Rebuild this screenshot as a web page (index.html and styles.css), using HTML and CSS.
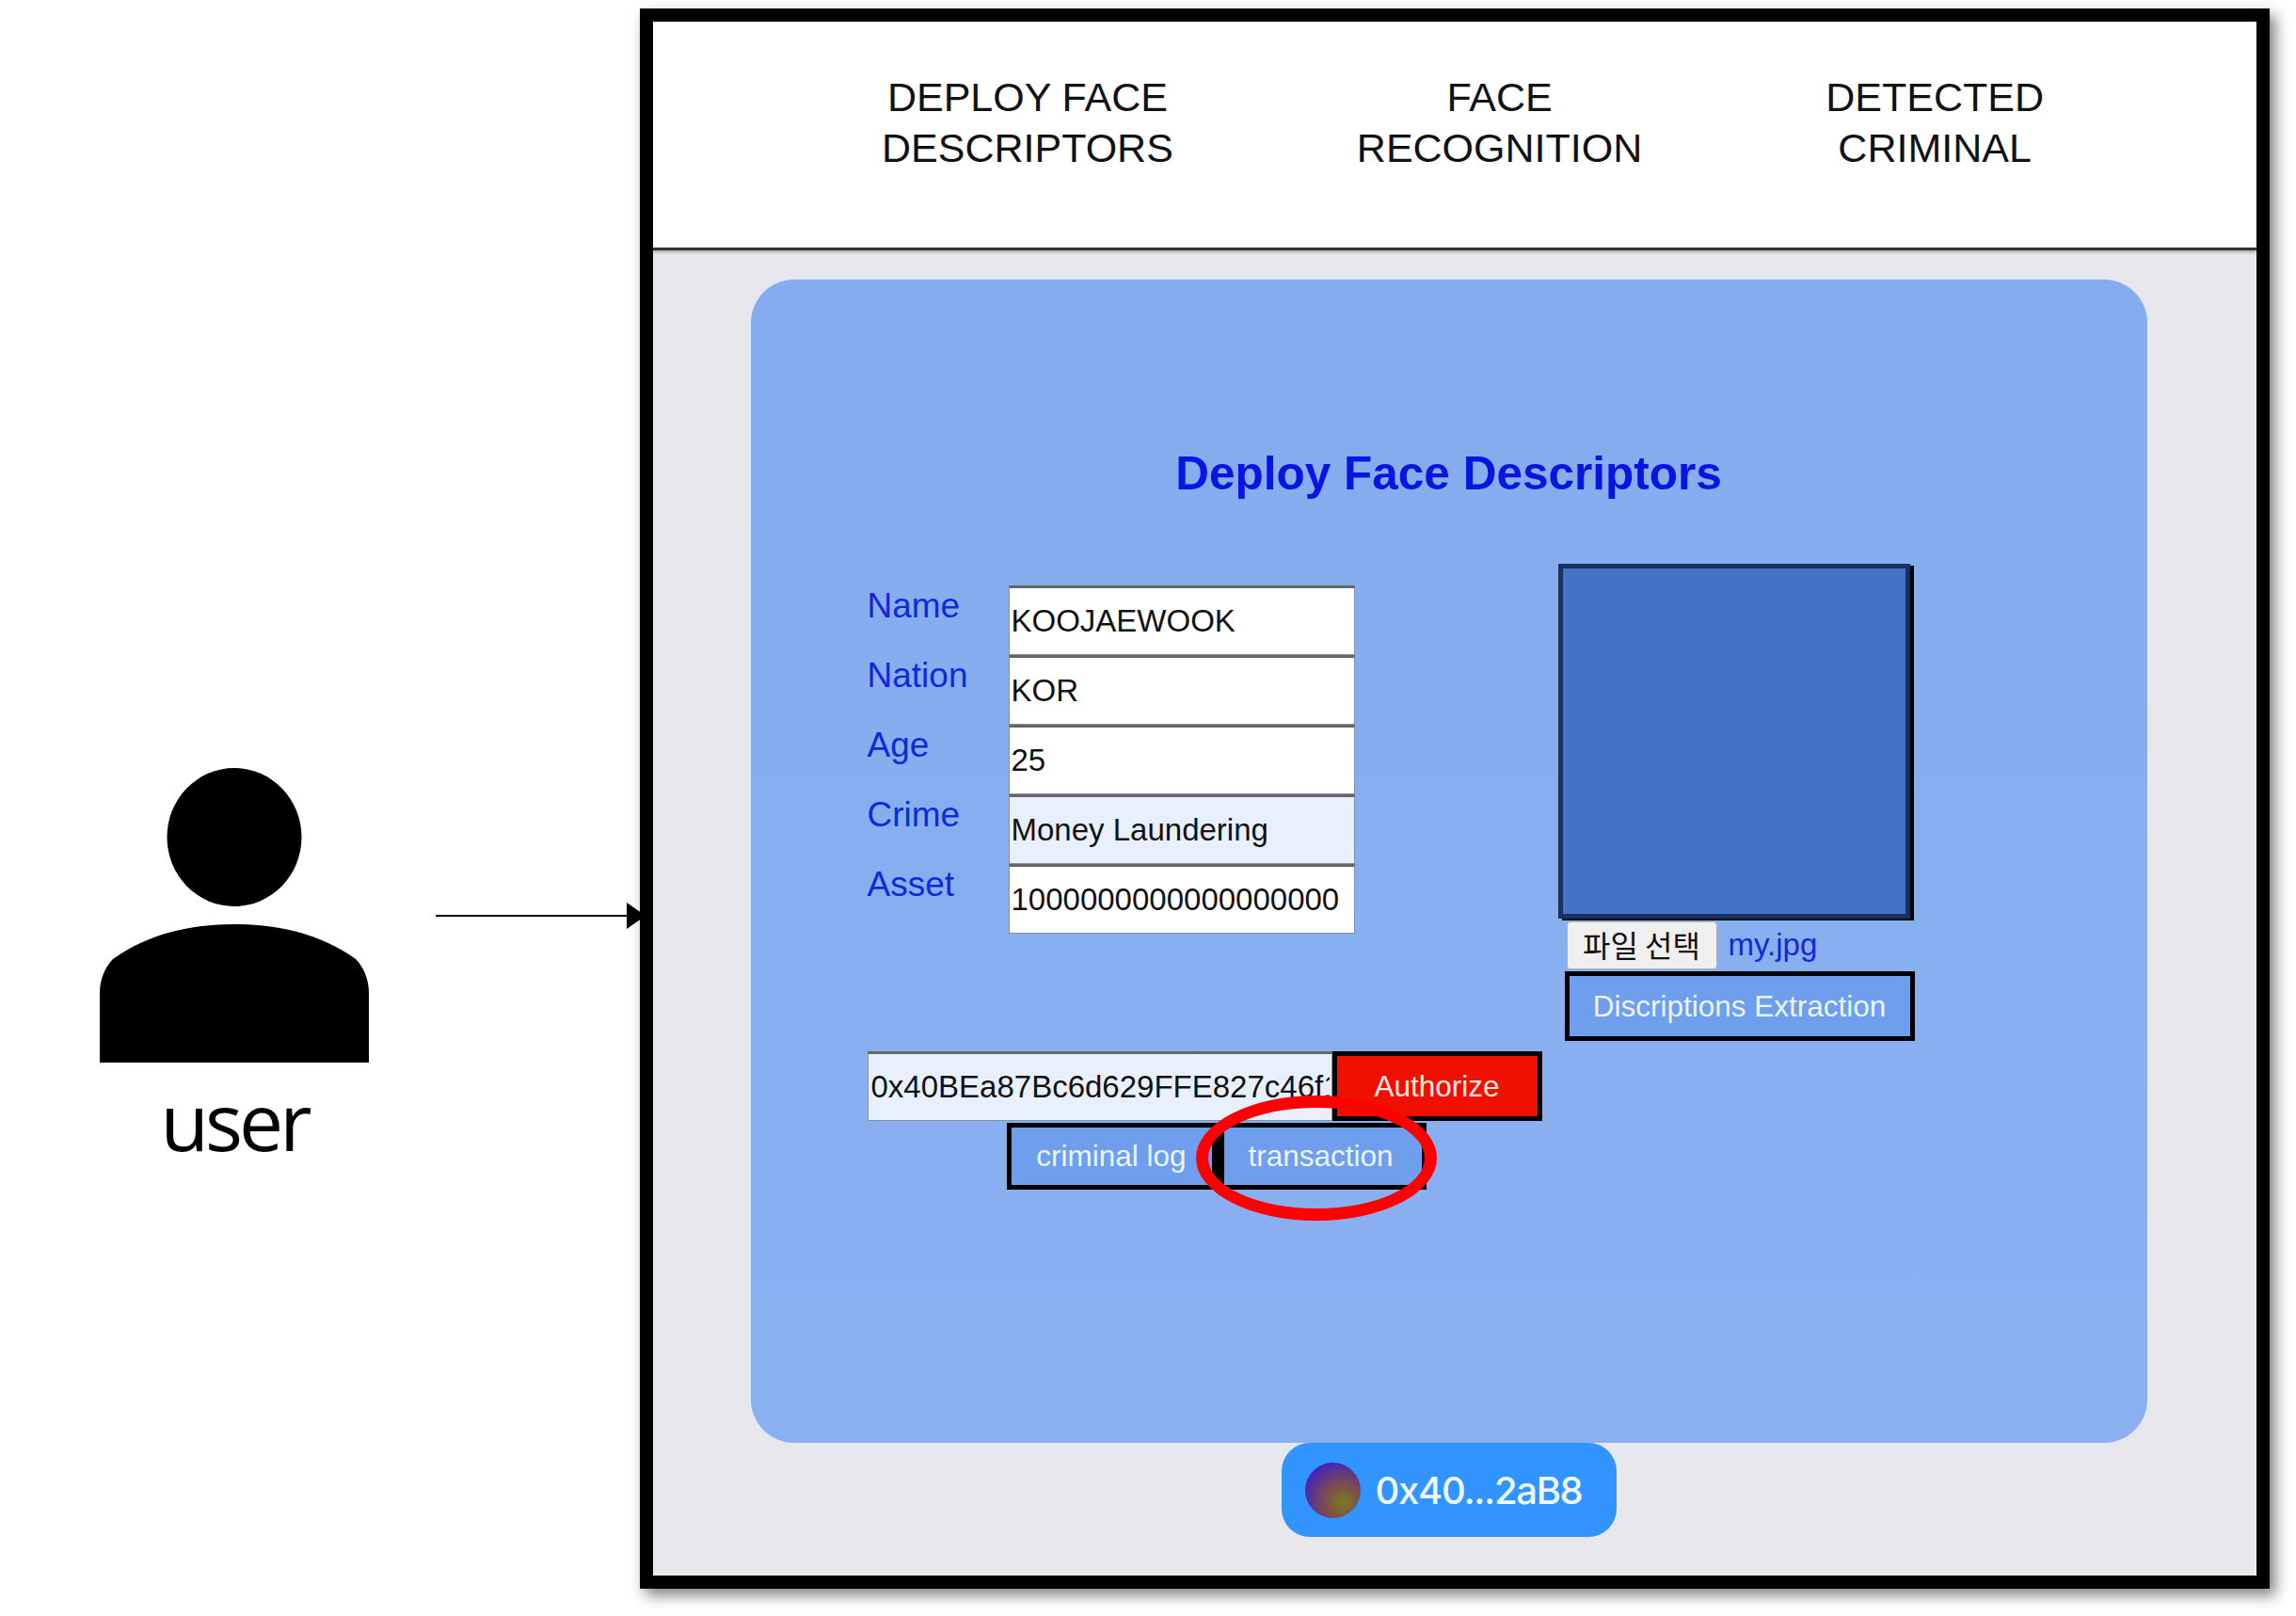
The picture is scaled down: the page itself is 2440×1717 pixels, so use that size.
FILE: index.html
```html
<!DOCTYPE html>
<html lang="en">
<head>
    <meta charset="UTF-8">
    <title>Deploy Face Descriptors</title>
    <link rel="stylesheet" href="styles.css">
</head>
<body>
    <div class="slide">
        <div class="user-node">
            <svg class="user-icon" width="286" height="313" viewBox="0 0 286 313">
                <ellipse cx="143" cy="73.5" rx="71.5" ry="73.5"/>
                <path d="M0 313V239C0 224 6 211 14 203C50 177 95 166 143 166C191 166 236 177 272 203C280 211 286 224 286 239V313Z"/>
            </svg>
            <div class="user-label">user</div>
        </div>
        <div class="arrow"></div>
        <div class="browser">
            <nav class="top-nav">
                <a class="nav-item">DEPLOY FACE<br>DESCRIPTORS</a>
                <a class="nav-item">FACE<br>RECOGNITION</a>
                <a class="nav-item">DETECTED<br>CRIMINAL</a>
            </nav>
            <main class="content">
                <section class="panel">
                    <h1 class="panel-title">Deploy Face Descriptors</h1>
                    <div class="panel-body">
                        <div class="form-side">
                            <div class="fields">
                                <div class="labels">
                                    <label>Name</label>
                                    <label>Nation</label>
                                    <label>Age</label>
                                    <label>Crime</label>
                                    <label>Asset</label>
                                </div>
                                <div class="inputs">
                                    <input class="field" type="text" value="KOOJAEWOOK">
                                    <input class="field" type="text" value="KOR">
                                    <input class="field" type="text" value="25">
                                    <input class="field autofilled" type="text" value="Money Laundering">
                                    <input class="field" type="text" value="1000000000000000000">
                                </div>
                            </div>
                            <div class="auth-row">
                                <input class="field address autofilled" type="text" value="0x40BEa87Bc6d629FFE827c46f12aB8">
                                <button class="btn btn-red">Authorize</button>
                            </div>
                            <div class="action-row">
                                <button class="btn action">criminal log</button>
                                <button class="btn action">transaction</button>
                            </div>
                        </div>
                        <div class="photo-side">
                            <div class="photo"></div>
                            <div class="file-row">
                                <button class="file-btn">파일 선택</button>
                                <span class="file-name">my.jpg</span>
                            </div>
                            <button class="btn extract">Discriptions Extraction</button>
                        </div>
                    </div>
                </section>
                <div class="wallet">
                    <span class="wallet-avatar"></span>
                    <span>0x40...2aB8</span>
                </div>
            </main>
        </div>
        <div class="highlight"></div>
    </div>
</body>
</html>
```

FILE: styles.css
```css
body {
    margin: 0;
    background-color: #fff;
    font-family: "Liberation Sans", Arial, sans-serif;
}
.slide {
    position: relative;
    width: 2440px;
    height: 1717px;
    display: flex;
    align-items: flex-start;
    overflow: hidden;
}

/* left side of the diagram */
.user-node {
    width: 286px;
    margin: 816px 0 0 106px;
    display: flex;
    flex-direction: column;
    align-items: center;
}
.user-icon {
    display: block;
    fill: #000;
}
.user-label {
    margin-top: 7px;
    font-family: "Open Sans", sans-serif;
    font-size: 84px;
    font-weight: 400;
    line-height: 110px;
    letter-spacing: -4px;
    color: #000;
}
.arrow {
    position: relative;
    width: 217px;
    height: 2px;
    margin: 972px 0 0 71px;
    background-color: #000;
}
.arrow::after {
    content: "";
    position: absolute;
    right: -6px;
    top: -13px;
    border-left: 20px solid #000;
    border-top: 14px solid transparent;
    border-bottom: 14px solid transparent;
}

/* browser window */
.browser {
    box-sizing: border-box;
    width: 1732px;
    height: 1679px;
    margin-top: 9px;
    border: 14px solid #000;
    background-color: #e8e7eb;
    box-shadow: 6px 7px 14px rgba(0, 0, 0, 0.5);
    display: flex;
    flex-direction: column;
}
.top-nav {
    height: 243px;
    flex-shrink: 0;
    box-sizing: border-box;
    padding: 53px 0 0 243px;
    display: flex;
    gap: 195px;
    background-color: #fff;
    border-bottom: 3px solid #333;
    box-shadow: 0 2px 3px rgba(0, 0, 0, 0.3);
}
.nav-item {
    font-size: 43px;
    line-height: 54px;
    color: #111;
    text-align: center;
}
.content {
    display: flex;
    flex-direction: column;
    align-items: center;
    padding-top: 31px;
    margin-left: -13px;
}
.panel {
    box-sizing: border-box;
    width: 1484px;
    height: 1236px;
    padding: 176px 0 0 124px;
    border-radius: 46px;
    background: linear-gradient(#84acee, #8ab0f0);
    box-shadow: 0 0 6px #dbe8fb;
}
.panel-title {
    margin: 0 0 0 -124px;
    font-size: 49.5px;
    line-height: 60px;
    font-weight: 700;
    color: #0a14e0;
    text-align: center;
}
.panel-body {
    display: flex;
    margin-top: 73px;
}
.form-side {
    width: 734px;
}
.fields {
    display: flex;
    height: 511px;
}
.labels {
    width: 150px;
    padding-top: 1px;
    display: flex;
    flex-direction: column;
}
.labels label {
    font-size: 37px;
    line-height: 74px;
    color: #1228dc;
}
.inputs {
    display: flex;
    flex-direction: column;
    padding-top: 16px;
}
.field {
    box-sizing: border-box;
    width: 368px;
    height: 74px;
    padding: 0 2px;
    border: 1px solid #8a8f99;
    border-top: 3px solid #666;
    border-radius: 0;
    outline: none;
    background-color: #fff;
    font-family: "Liberation Sans", Arial, sans-serif;
    font-size: 33px;
    color: #111;
}
.field.autofilled {
    background-color: #e8f0fe;
}
.auth-row {
    display: flex;
}
.field.address {
    width: 494px;
    padding-left: 3px;
}
.btn {
    box-sizing: border-box;
    border: 5px solid #000;
    background-color: #6f9eec;
    color: #e9f5ff;
    font-family: "Liberation Sans", Arial, sans-serif;
    font-size: 31.5px;
    padding: 0;
}
.btn-red {
    width: 223px;
    height: 74px;
    background-color: #f01000;
    color: #ffe9e2;
}
.action-row {
    display: flex;
    margin: 2px 0 0 148px;
}
.action {
    width: 223px;
    height: 71px;
}
.action + .action {
    border-left-width: 8px;
    padding-right: 4px;
}
.photo-side {
    display: flex;
    flex-direction: column;
    width: 380px;
    margin-top: -7px;
}
.photo {
    box-sizing: border-box;
    width: 374px;
    height: 377px;
    border: 5px solid #1a3060;
    background-color: #4472c4;
    box-shadow: 4px 2px 0 #000;
}
.file-row {
    display: flex;
    align-items: center;
    margin: 3px 0 2px 9px;
}
.file-btn {
    box-sizing: border-box;
    width: 160px;
    height: 51px;
    padding: 0 0 4px;
    border: 1px solid #b0b0b0;
    border-radius: 4px;
    background-color: #efefef;
    color: #111;
    font-family: "Noto Sans CJK KR", sans-serif;
    font-size: 32px;
}
.file-name {
    margin: 0 0 2px 12px;
    font-size: 33px;
    color: #1228dc;
}
.extract {
    width: 372px;
    height: 74px;
    margin-left: 7px;
}

/* wallet pill under the panel */
.wallet {
    box-sizing: border-box;
    width: 356px;
    height: 100px;
    padding-left: 25px;
    display: flex;
    align-items: center;
    gap: 16px;
    border-radius: 30px;
    background-color: #3194ff;
    color: #eef8ff;
    font-family: Inter, sans-serif;
    font-size: 40px;
    font-weight: 500;
    letter-spacing: -1.3px;
}
.wallet-avatar {
    width: 59px;
    height: 59px;
    border-radius: 50%;
    background: radial-gradient(circle at 68% 72%, #7e7a20 0, #7b4a50 35%, #4224c4 78%);
}

/* red marker drawn over the screenshot */
.highlight {
    position: absolute;
    left: 1271px;
    top: 1164px;
    width: 256px;
    height: 133px;
    box-sizing: border-box;
    border: 13px solid #f00;
    border-radius: 50%;
}
```
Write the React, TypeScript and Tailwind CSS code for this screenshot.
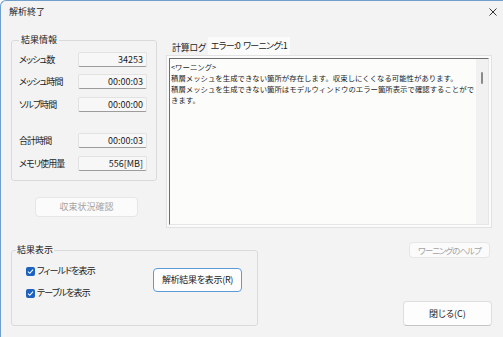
import React from "react";

const font =
  "font-['Noto_Sans_CJK_JP','Noto_Sans',sans-serif] [font-feature-settings:'palt']";

function ValueRow({ label, value, className = "" }: { label: string; value: string; className?: string }) {
  return (
    <div className={`flex h-[15px] items-center ${className}`}>
      <span className="w-[59px] whitespace-nowrap tracking-[-0.9px]">{label}</span>
      <div className="flex h-[15px] w-[69px] items-center justify-end rounded-[2px] border border-[#e2e2e2] border-b-[#9c9c9c] bg-[#f7f7f7] pr-[3px]">
        {value}
      </div>
    </div>
  );
}

function Check({ label, className = "" }: { label: string; className?: string }) {
  return (
    <div className={`flex h-[12px] items-center gap-[2px] ${className}`}>
      <span className="flex h-[9px] w-[9px] items-center justify-center rounded-[2px] bg-[#1b63bf]">
        <svg width="7" height="7" viewBox="0 0 7 7">
          <path d="M1 3.6 L2.8 5.3 L6 1.6" fill="none" stroke="white" strokeWidth="1.1" />
        </svg>
      </span>
      <span className="whitespace-nowrap tracking-[-0.9px]">{label}</span>
    </div>
  );
}

export default function App() {
  return (
    <div
      className={`flex h-[337px] w-[503px] flex-col overflow-hidden rounded-tl-[6px] border-l border-t border-[#6f9fca] bg-[#f3f3f3] text-[9px] leading-[12px] text-[#1b1b1b] ${font}`}
    >
      {/* title bar */}
      <div className="flex h-[22px] items-center justify-between pl-[8px] pr-[6px]">
        <span className="text-[9px]">解析終了</span>
        <svg width="8" height="8" viewBox="0 0 8 8">
          <path d="M0.5 0.5 L7.5 7.5 M7.5 0.5 L0.5 7.5" stroke="#333" strokeWidth="1" />
        </svg>
      </div>

      {/* top area */}
      <div className="flex h-[205px]">
        <div className="ml-[10px] flex w-[146px] flex-col">
          <fieldset className="mt-[11px] h-[147px] rounded-[3px] border border-[#dadada] pl-[7px]">
            <legend className="px-[2px] leading-[12px]">結果情報</legend>
            <ValueRow className="mt-[6px]" label="メッシュ数" value="34253" />
            <ValueRow className="mt-[7px]" label="メッシュ時間" value="00:00:03" />
            <ValueRow className="mt-[8px]" label="ソルブ時間" value="00:00:00" />
            <ValueRow className="mt-[21px]" label="合計時間" value="00:00:03" />
            <ValueRow className="mt-[8px]" label="メモリ使用量" value="556[MB]" />
          </fieldset>
          <button className="ml-[24px] mt-[16px] h-[20px] w-[103px] rounded-[4px] border border-[#e6e6e6] bg-[#fbfbfb] text-[#a3a3a3]">
            収束状況確認
          </button>
        </div>

        <div className="ml-[9px] flex w-[326px] flex-col">
          <div className="mt-[14px] flex h-[18px] items-end">
            <div className="flex h-[14px] items-center whitespace-nowrap pl-[6px] pr-[2px] tracking-[-0.3px]">計算ログ</div>
            <div className="flex h-[18px] items-center whitespace-nowrap bg-[#fbfbfb] pl-[3px] pr-[3px] tracking-[-0.7px]">
              <span>エラー:0</span>
              <span className="ml-[3px]">ワーニング:1</span>
            </div>
          </div>
          <div className="h-[173px] border border-[#e2e2e2] bg-[#fbfbfb] p-[2px]">
            <div className="flex h-full border-b border-l border-r border-t border-[#6e6e6e] border-b-[#e6e6e6] border-r-[#e6e6e6] bg-[#fcfdfb]">
              <div className="flex-1 pl-[1px] pt-[2px] text-[7.4px] leading-[11px] [font-feature-settings:normal]">
                <div className="whitespace-nowrap">&lt;ワーニング&gt;</div>
                <div className="whitespace-nowrap">積層メッシュを生成できない箇所が存在します。収束しにくくなる可能性があります。</div>
                <div className="whitespace-nowrap">積層メッシュを生成できない箇所はモデルウィンドウのエラー箇所表示で確認することがで</div>
                <div className="whitespace-nowrap">きます。</div>
              </div>
              <div className="flex w-[12px] justify-center bg-[#f1f1f1] pt-[13px]">
                <div className="h-[12px] w-[2px] rounded-full bg-[#8a8a8a]" />
              </div>
            </div>
          </div>
        </div>
      </div>

      {/* bottom area */}
      <div className="flex flex-1">
        <fieldset className="ml-[10px] mt-[16px] h-[82px] w-[247px] rounded-[3px] border border-[#dadada] pl-[4px]">
          <legend className="px-[1px] leading-[12px]">結果表示</legend>
          <div className="flex pl-[10px]">
            <div className="flex w-[127px] flex-col">
              <Check className="mt-[9px]" label="フィールドを表示" />
              <Check className="mt-[10px]" label="テーブルを表示" />
            </div>
            <button className="mt-[12px] h-[24px] w-[89px] whitespace-nowrap rounded-[4px] border border-[#5b9bd8] bg-[#fdfdfd] tracking-[-0.3px]">
              解析結果を表示(R)
            </button>
          </div>
        </fieldset>
        <div className="ml-auto mr-[11px] flex flex-col items-end">
          <button className="mr-[2px] mt-[14px] h-[16px] w-[81px] whitespace-nowrap rounded-[4px] border border-[#e6e6e6] bg-[#fbfbfb] text-[8.5px] text-[#a3a3a3] tracking-[-1px]">
            ワーニングのヘルプ
          </button>
          <button className="mt-[43px] h-[25px] w-[89px] rounded-[4px] border border-[#dedede] border-b-[#c4c4c4] bg-[#fdfdfd]">
            閉じる(C)
          </button>
        </div>
      </div>
    </div>
  );
}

══════

> To do: Take every line above carrying "index" and return it.

> Solution:
Rebuild this screenshot as a web page (index.html and styles.css), using HTML and CSS.
FILE: index.html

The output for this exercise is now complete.